What does resolve do? It resolves the promise. What does reject do? It rejects the promise. What does cancel do? It cancels the promise.

The notion is that just as the executor embodies the logic for when and if to resolve or reject the promise, the executor also embodies the logic for when and if to cancel the promise. Just as resolve and reject do nothing it the promise is already settled, cancel does nothing if the promise is already canceled or settled.

Asking why it would need to be invoked is analogous to asking why resolve or reject would need to be invoked. Just as resolve would need to be invoked when you want to resolve the promise, cancel would need to be invoked if you wanted to cancel the promise from within the executor logic. The precise reason is up to the application.
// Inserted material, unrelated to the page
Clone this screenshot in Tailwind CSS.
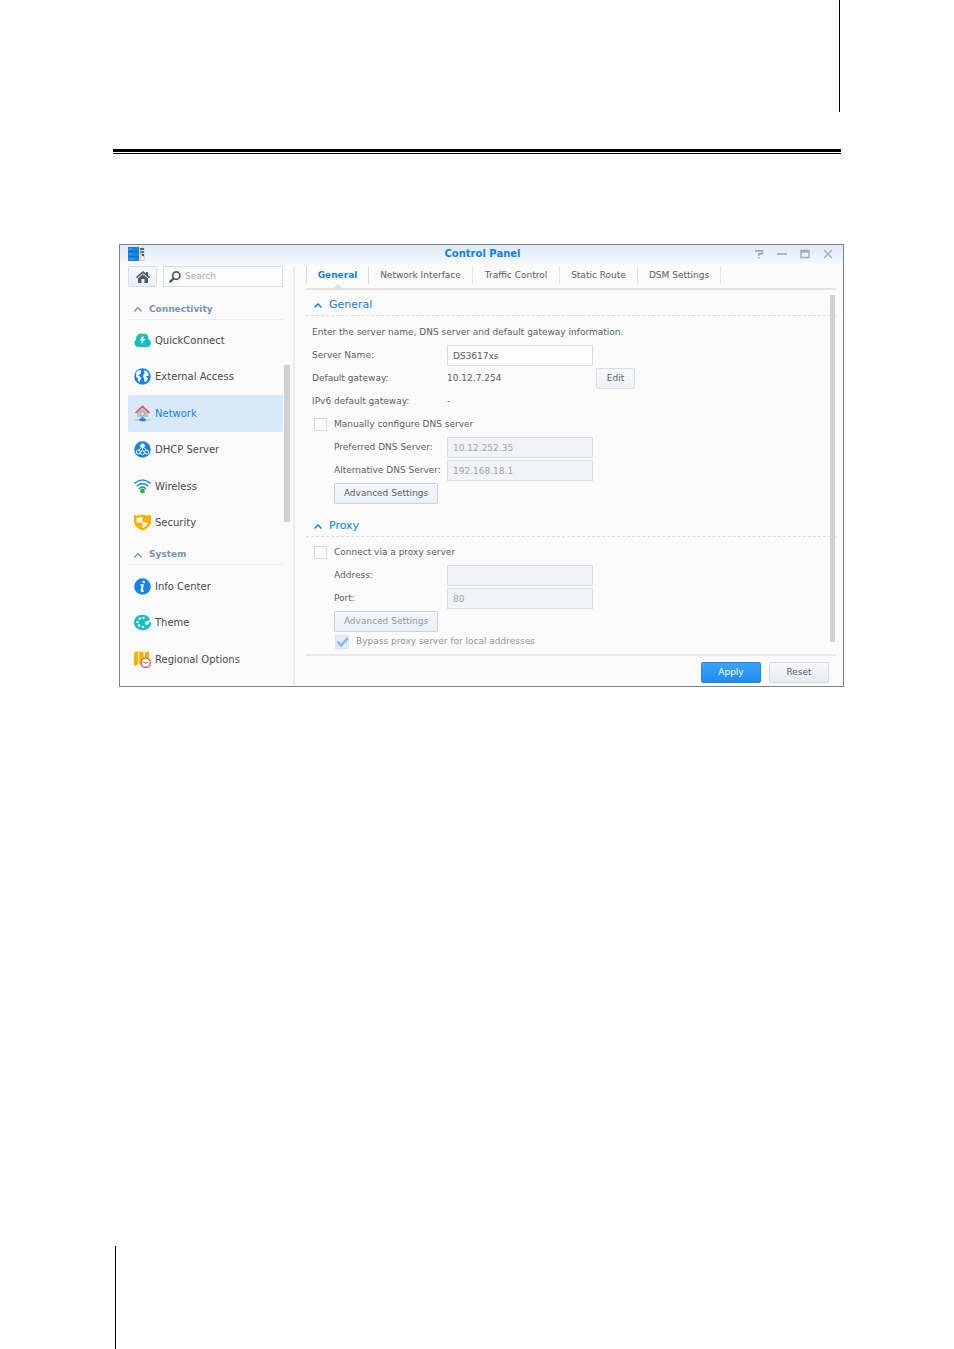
<!DOCTYPE html>
<html lang="en">
<head>
<meta charset="utf-8">
<meta name="viewport" content="width=device-width, initial-scale=1">
<title>Control Panel</title>
<script src="https://cdn.jsdelivr.net/npm/@tailwindcss/browser@4"></script>
</head>
<body class="flex min-h-screen flex-col bg-white font-['DejaVu_Sans',sans-serif] text-[9px] text-[#5a6066]">
<header class="pr-[113px] pl-[113px]">
  <div class="h-28 border-r border-black mr-px"></div>
  <div class="mt-[37px] h-[5px] border-t-3 border-b border-black"></div>
</header>

<main class="mt-[90px] mr-[110px] ml-[119px] flex flex-col border border-[#808085] bg-[#fbfbfb]">
  <div class="grid h-[21px] grid-cols-3 items-center bg-linear-to-b from-[#dceafa] to-[#fbfbfb] pr-[10px] pb-[4px] pl-2">
    <svg class="h-4 w-[18px]" viewBox="0 0 18 16"><path fill="#1583e0" d="M0 1h11v14H0z"/><path stroke="#0d64bd" d="M1 5.500h9M1 10.500h9"/><path stroke="#52b6f7" d="M1 3h3M1 8h3M1 13h5"/><path fill="#d9dde0" d="M11 1h6v14h-6z"/><path fill="#536674" d="M12 2h4v2h-4z"/><path fill="#42a85b" d="M12 5h2v2h-2z"/><path fill="#287bc1" d="M14 5h2v2h-2z"/><path fill="#e2c34e" d="M12 7h2v2h-2z"/><path fill="#4b5963" d="M14 8h2v2h-2z"/><circle cx="14.500" cy="12.500" r="2" fill="#f7f8f9" stroke="#bac1c7" stroke-width=".6"/></svg>
    <h1 class="pl-1 text-center text-[10px] font-bold text-[#1580e4]">Control Panel</h1>
    <div class="flex justify-end gap-[13px] text-[#a3abb5]">
      <button aria-label="Help"><svg class="size-[10px]" viewBox="0 0 10 10" fill="none" stroke="currentColor" stroke-width="1.700"><path d="M1 1.800h7.300v3H4.800v2M4.800 8v1.500"/></svg></button>
      <button aria-label="Minimize"><svg class="size-[10px]" viewBox="0 0 10 10" stroke="currentColor" stroke-width="1.600"><path d="M0 5h10"/></svg></button>
      <button aria-label="Maximize"><svg class="size-[10px]" viewBox="0 0 10 10" fill="none" stroke="currentColor" stroke-width="1.400"><path d="M1 1.500h8v7H1z"/><path stroke-width="2.200" d="M1 2.500h8"/></svg></button>
      <button aria-label="Close"><svg class="size-[10px]" viewBox="0 0 10 10" stroke="currentColor" stroke-width="1.400"><path d="m1 1 8 8M9 1 1 9"/></svg></button>
    </div>
  </div>

  <div class="flex">
    <aside class="relative w-[175px] shrink-0 border-r-2 border-[#ececec] pr-[10px] pl-2">
      <div class="flex gap-[6px]">
        <button aria-label="Home" class="flex h-[21px] w-[29px] items-center justify-center rounded-[2px] border border-[#d5dde8] bg-linear-to-b from-[#f7fafd] to-[#e9eff6]"><svg class="h-3 w-[14px]" viewBox="0 0 14 12" fill="#505a66"><path d="M7 0 0 6l1 1.300 6-5 6 5L14 6l-2-1.700V1h-2v1.600z"/><path d="m7 3.300-5 4.200V12h3.500V8h3v4H12V7.500z"/></svg></button>
        <label class="flex h-[21px] min-w-0 flex-1 items-center gap-1 border border-[#d5dde6] bg-[#fcfcfc] pl-[5px]">
          <svg class="size-3 shrink-0" viewBox="0 0 12 12" fill="none" stroke="#505a66"><circle cx="7.300" cy="4.600" r="3.700" stroke-width="1.700"/><path stroke-width="2.300" d="m4.500 7.500-3.700 3.700"/></svg>
          <input aria-label="Search" type="text" placeholder="Search" class="w-full min-w-0 bg-transparent outline-none placeholder:text-[#a4a8ad]">
        </label>
      </div>

      <h2 class="mt-[11px] flex h-[22px] items-center gap-[7px] border-b border-[#e9ecef] pt-[2px] pl-[6px] font-bold text-[#7593b1]">
        <svg class="h-[5px] w-2" viewBox="0 0 8 5" fill="none" stroke="currentColor" stroke-width="1.300"><path d="m.5 4.500 3.500-4 3.500 4"/></svg>Connectivity</h2>
      <nav class="mt-[2px] grid h-[219px] grid-rows-6 text-[10px] text-[#454b52]">
        <a href="#" class="flex items-center gap-1 pl-[6px]"><svg class="size-[17px]" viewBox="0 0 17 17"><path fill="#19bdb9" d="M4.300 15C.5 15-.8 10 1.800 8c0-5 3.900-7.500 7.200-6 4-1 5.800 2 5.400 5 4 2 2.800 8-1.200 8z"/><path fill="#fff" d="m8 4.500-2 4h2l-.7 4L11.300 7H9l1.300-2.500z"/></svg>QuickConnect</a>
        <a href="#" class="flex items-center gap-1 pl-[6px]"><svg class="size-[17px]" viewBox="0 0 17 17"><circle cx="8.500" cy="8.500" r="8.300" fill="#1583ea"/><path fill="#fff" d="m2.600 4 2.700-2 2 .6-.8 1.400.7 1.500-1.800.9-1.200 1.300 2.300 1.200 1 1.600-1.400 1.800-.5 2.200-1.400-1.500-.3-2.800-1.600-1.300-.4-2.500zM10 2l3.200 1.800 1.800 3-1 1.300-1.500-.2-.3 1.400 1.500.6-.3 2.300-2.300 2-1-1.400.2-2.500L9 9l.3-2.200 1.500-1-.7-1.200z"/></svg>External Access</a>
        <a href="#" aria-current="page" class="flex items-center gap-1 rounded-[2px] bg-[#d8eafa] pl-[6px] text-[#1580e4]"><svg class="size-[17px]" viewBox="0 0 17 17"><path fill="#b9bfc7" d="M3 7.500 8.500 3 14 7.500V12H3z"/><circle cx="8.500" cy="8.800" r="2" fill="#dcecf9" stroke="#9ea8b2"/><path fill="none" stroke="#e8504d" stroke-width="1.700" d="M1.500 8 8.500 1.500l7 6.500"/><path stroke="#b5bbc3" stroke-width="1.300" d="M0 15h17"/><path fill="#1583ea" d="M7.500 12h2v1.500H11.500v2.700h-6v-2.700h2z"/></svg>Network</a>
        <a href="#" class="flex items-center gap-1 pl-[6px]"><svg class="size-[17px]" viewBox="0 0 17 17" fill="none" stroke="#fff"><circle cx="8.500" cy="8.500" r="8.300" fill="#1583ea" stroke="none"/><circle cx="8.500" cy="4.800" r="1.900" fill="#fff"/><path d="M8.500 6v3.500M7 6.500 5 9M10 6.500 12 9"/><circle cx="4.300" cy="11" r="2"/><circle cx="8.500" cy="11.700" r="2"/><circle cx="12.700" cy="11" r="2"/></svg>DHCP Server</a>
        <a href="#" class="flex items-center gap-1 pl-[6px]"><svg class="size-[17px]" viewBox="0 0 17 17" fill="none" stroke="#2790ec" stroke-width="1.600"><path d="M.5 5.500Q8.500-1.500 16.500 5.500M2.800 8.200q5.700-5 11.400 0M5 10.800q3.500-3.300 7 0"/><circle cx="8.500" cy="13" r="2.400" fill="#35b51b" stroke="none"/></svg>Wireless</a>
        <a href="#" class="flex items-center gap-1 pl-[6px]"><svg class="size-[17px]" viewBox="0 0 17 17"><path fill="#f3b200" d="M0 1q4.500 1 8.500-.5Q12.500 2 17 1v7.500q-1 5.500-8.500 8Q1 14 0 8.500z"/><path fill="#fff" d="M8.500 3v5.500H14q-1 3.500-5.500 5.500V8.500H2.700L2.500 3.800q3 .2 6-.8"/></svg>Security</a>
      </nav>

      <h2 class="mt-[3px] flex h-[21px] items-center gap-[7px] border-b border-[#e9ecef] pt-[2px] pl-[6px] font-bold text-[#7593b1]">
        <svg class="h-[5px] w-2" viewBox="0 0 8 5" fill="none" stroke="currentColor" stroke-width="1.300"><path d="m.5 4.500 3.500-4 3.500 4"/></svg>System</h2>
      <nav class="mt-[3px] grid h-[110px] grid-rows-3 text-[10px] text-[#454b52]">
        <a href="#" class="flex items-center gap-1 pl-[6px]"><svg class="size-[17px]" viewBox="0 0 17 17"><circle cx="8.500" cy="8.500" r="8.300" fill="#1583ea"/><circle cx="9.700" cy="4" r="1.300" fill="#fff"/><path fill="none" stroke="#fff" stroke-width="1.800" d="M6.500 7.200h2.300l-1.300 5.300q-.2 1 2.200.1"/></svg>Info Center</a>
        <a href="#" class="flex items-center gap-1 pl-[6px]"><svg class="size-[17px]" viewBox="0 0 17 17"><path fill="#19bdc0" d="M8.500.8C3.500.8 0 4.300 0 8.500s3.500 7.700 8.500 7.700c4.500 0 8-2.500 8.500-6.500.2-1.800-1.200-2.200-2-1.700.5 2-1 3.300-2.700 2.800-2.300-.8-1.800-3.600.4-3.600 2 0 3.500-1 2.800-2.700C14.300 2 11.500.8 8.500.8"/><g fill="#fff"><circle cx="9.500" cy="4" r="1.200"/><circle cx="5.800" cy="4.800" r="1.200"/><circle cx="3.500" cy="8" r="1.200"/><circle cx="5" cy="11.500" r="1.200"/><circle cx="9" cy="13" r="1.300"/></g></svg>Theme</a>
        <a href="#" class="flex items-center gap-1 pl-[6px]"><svg class="size-[17px]" viewBox="0 0 17 17"><path fill="#f3b200" d="M0 1.500 4.300 0v13L0 15zM5.300 0l4.400 1.500V15l-4.400-2zM10.700 1.500 15 0v12l-4.300 2z"/><circle cx="11.700" cy="11.700" r="4.600" fill="#fff" stroke="#e9555d" stroke-width="1.400"/><path fill="none" stroke="#666d75" d="m9 10.500 2.700 1.700 2.500-1.200"/></svg>Regional Options</a>
      </nav>
      <div class="absolute top-[99px] right-[3px] h-[157px] w-[6px] bg-[#cfd1d4]"></div>
    </aside>

    <section class="relative flex min-w-0 flex-1 flex-col pr-[7px] pl-[11px]">
      <div role="tablist" class="flex h-[24px] items-start border-b-2 border-[#e2e4e6] *:h-[18px] *:pt-[2px]">
        <button role="tab" aria-selected="true" class="relative w-[62px] border-l border-[#d5dde6] font-bold text-[#1580e4]">General
          <svg class="absolute top-[17px] left-[26px] h-[6px] w-[10px]" viewBox="0 0 10 6"><path fill="#dfe1e3" d="m0 6 5-5 5 5z"/></svg></button>
        <button role="tab" class="w-[104px] border-l border-[#d5dde6]">Network Interface</button>
        <button role="tab" class="w-[87px] border-l border-[#e0e6ee]">Traffic Control</button>
        <button role="tab" class="w-[78px] border-l border-[#e0e6ee]">Static Route</button>
        <button role="tab" class="w-[84px] border-x border-[#e0e6ee]">DSM Settings</button>
      </div>

      <h2 class="mt-px flex h-[25px] items-center gap-[7px] border-b border-dashed border-[#d8dce6] pt-[5px] pl-2 text-[11px] text-[#1580e4]">
        <svg class="h-[5px] w-2" viewBox="0 0 8 5" fill="none" stroke="currentColor" stroke-width="1.500"><path d="m.5 4.500 3.500-3.500 3.500 3.500"/></svg>General</h2>
      <div class="flex flex-col pt-[5px] pl-[6px] *:h-[23px] *:items-center">
        <p class="flex">Enter the server name, DNS server and default gateway information.</p>
        <div class="flex"><label for="server" class="w-[135px]">Server Name:</label><input id="server" type="text" value="DS3617xs" class="h-[21px] w-[146px] border border-[#d5dde6] bg-[#fcfcfc] px-[5px]"></div>
        <div class="flex"><span class="w-[135px]">Default gateway:</span><span class="w-[149px]">10.12.7.254</span><button class="h-[21px] w-[39px] rounded-[2px] border border-[#d5dde8] bg-linear-to-b from-[#f6f9fc] to-[#edf2f7]">Edit</button></div>
        <div class="flex"><span class="w-[135px]">IPv6 default gateway:</span><span>-</span></div>
        <label class="flex gap-[7px] pl-[2px]"><input type="checkbox" class="size-[13px] appearance-none border border-[#d3dbe5] bg-[#fcfcfc]">Manually configure DNS server</label>
        <div class="flex pl-[22px]"><label for="dns1" class="w-[113px] whitespace-nowrap">Preferred DNS Server:</label><input id="dns1" type="text" value="10.12.252.35" disabled class="h-[21px] w-[146px] border border-[#d8dde6] bg-[#f2f3f5] px-[5px] text-[#a0a5ac]"></div>
        <div class="flex pl-[22px]"><label for="dns2" class="w-[113px] whitespace-nowrap">Alternative DNS Server:</label><input id="dns2" type="text" value="192.168.18.1" disabled class="h-[21px] w-[146px] border border-[#d8dde6] bg-[#f2f3f5] px-[5px] text-[#a0a5ac]"></div>
        <div class="flex pl-[22px]"><button class="h-[21px] w-[104px] rounded-[2px] border border-[#c9d2df] bg-linear-to-b from-[#f4f8fd] to-[#eaeff6]">Advanced Settings</button></div>
      </div>

      <h2 class="mt-[7px] flex h-[25px] items-center gap-[7px] border-b border-dashed border-[#d8dce6] pt-[5px] pl-2 text-[11px] text-[#1580e4]">
        <svg class="h-[5px] w-2" viewBox="0 0 8 5" fill="none" stroke="currentColor" stroke-width="1.500"><path d="m.5 4.500 3.500-3.500 3.500 3.500"/></svg>Proxy</h2>
      <div class="flex flex-col border-b-2 border-[#e8e9ea] pt-1 pl-[6px] *:h-[23px] *:items-center">
        <label class="flex gap-[7px] pl-[2px]"><input type="checkbox" class="size-[13px] appearance-none border border-[#d3dbe5] bg-[#fcfcfc]">Connect via a proxy server</label>
        <div class="flex pl-[22px]"><label for="addr" class="w-[113px]">Address:</label><input id="addr" type="text" disabled class="h-[21px] w-[146px] border border-[#d8dde6] bg-[#f2f3f5] px-[5px]"></div>
        <div class="flex pl-[22px]"><label for="port" class="w-[113px]">Port:</label><input id="port" type="text" value="80" disabled class="h-[21px] w-[146px] border border-[#d8dde6] bg-[#f2f3f5] px-[5px] text-[#a0a5ac]"></div>
        <div class="flex pl-[22px]"><button disabled class="h-[21px] w-[104px] rounded-[2px] border border-[#c9d2df] bg-linear-to-b from-[#f4f8fd] to-[#eaeff6] text-[#92979f]">Advanced Settings</button></div>
        <label class="flex h-[21px]! gap-[7px] pb-[3px] pl-[23px] text-[#92979f]"><span class="grid"><input type="checkbox" checked disabled class="col-start-1 row-start-1 size-[14px] appearance-none border border-[#dbe3ec] bg-[#e6ecf2]"><svg class="col-start-1 row-start-1 size-[14px]" viewBox="0 0 14 14" fill="none" stroke="#83bef1" stroke-width="2.600"><path d="m2.500 6.500 3.500 4L13 3"/></svg></span>Bypass proxy server for local addresses</label>
      </div>
      <div class="flex justify-end gap-2 pt-[6px] pr-[7px] pb-[3px]">
        <button class="h-[21px] w-[60px] rounded-[2px] border border-[#2388df] bg-linear-to-b from-[#3aa2f7] to-[#1f8cec] text-white">Apply</button>
        <button class="h-[21px] w-[60px] rounded-[2px] border border-[#d2d9e4] bg-linear-to-b from-[#f4f7fc] to-[#e9eef4]">Reset</button>
      </div>
      <div class="absolute top-[29px] right-2 h-[347px] w-[5px] bg-[#cfd1d4]"></div>
    </section>
  </div>
</main>

<footer class="mt-auto ml-[115px] h-[103px] border-l border-black"></footer>
</body>
</html>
Although "canceled" in the model I'm working on here is indeed equivalent to pending in the sense that then handlers would never be invoked, it is nevertheless a distinct sub-state of pending, and as such it is useful to record and pass (to the .onCancel handler) some information about why the promise was canceled, and in order to avoid confusion with "reason", which is usually associated with rejection, I've just decided to call this "detail" instead.

The canceler parameter to the Promise constructor is actually a kind of syntactic sugar for adding your own call to cancel inside the executor. What it does, if you have the time to look at the code, is to build an executor around the underlying executor, which cancels (by calling cancel) if the canceler promise fulfills, with the twist that the underlying executor is wrapped so as wait an extra tick for the canceler to resolve, and is skipped altogether if it has.

Hope this is relatively clear.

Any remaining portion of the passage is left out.